Il dibattito è destinato a continuare perché quella del salario minimo è diventata una priorità, oggi che «c'è consenso sull'idea che, se fissato a un giusto livello con un approccio pragmatico
» sottolinea Machin «non danneggi l'occupazione». Senza contare la spirale di crescente povertà in cui il nostro paese sta finendo: secondo i calcoli della Fondazione Rodolfo De Benedetti, dal 2005 al 2013 il tasso per gli under 35 è salito di quasi 5 punti, dal 3 all'8%, per chi ha tra i 35 e i 44 anni di 6 punti, dal 3 al 9%. Lo stesso, anche se con uno scarto inferiore, è accaduto per chi ha tra i 45 e i 54 anni. E il picco è stato raggiunto proprio tra chi ha un lavoro dipendente. Evitare che i guadagni dei lavoratori scendano al di sotto di una certa soglia minima potrebbe quindi attenuare il problema.

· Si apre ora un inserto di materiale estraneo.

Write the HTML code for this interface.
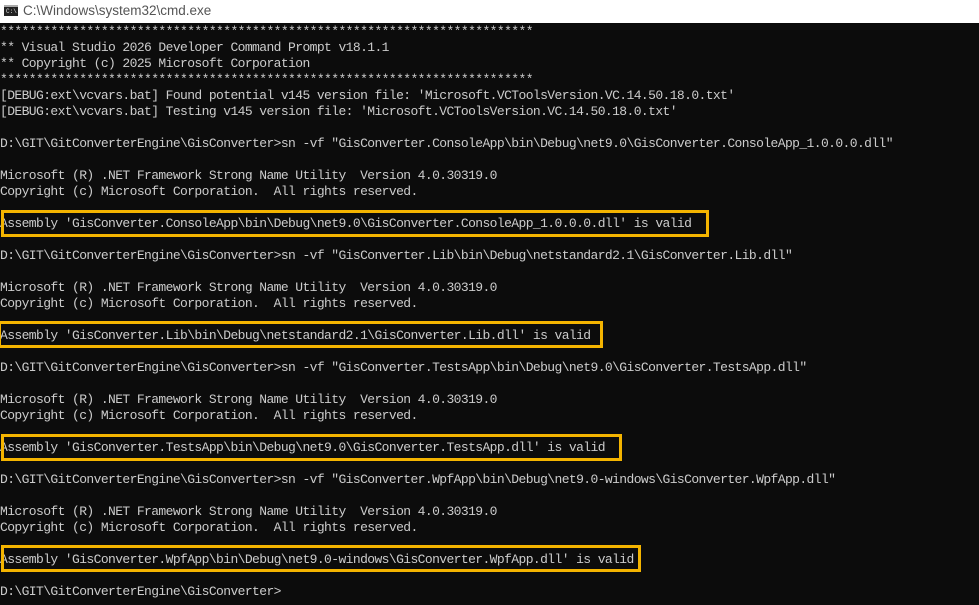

Eppure i sindacati non esultano
. In Italia sono stati loro a definire di fatto i salari minimi, attraverso la contrattazione dei contratti nazionali di lavoro. Con due talloni d'achille: il primo, una parcellizzazione dei "minimi sindacali", diversi a seconda della categoria (commercio, metalmeccanica, editoria...). Il secondo tallone d'Achille, un raggio d'azione limitato esclusivamente ai dipendenti subordinati, lasciando fuori tutti i parasubordinati che negli ultimi anni sono cresciuti a dismisura. Di fatto, una misura di questo tipo ridurrebbe il loro peso. La principale critica che i sindacalisti muovono è che il salario minimo comprimerebbe verso il basso le retribuzioni, consentendo ai datori di lavoro di applicare le tariffe più basse stabilite senza fuoriuscire dai parametri della legalità.

Le posizioni non sono però unanimi. Maurizio Landini, segretario della Fiom, non è contrario al salario minimo ma chiede di tararlo sulle soglie già fissate dai contratti nazionali, onde evitare eccessivi ribassi. Perplessa invece Susanna Camusso, segretario Cgil, per cui non servirebbe l'introduzione di un salario minimo, ma basterebbe estendere ai lavoratori esclusi la copertura della contrattazione collettiva. Ma la sua proposta sembra destinata a cadere nel vuoto. In attesa dei decreti attuativi del Jobs Act.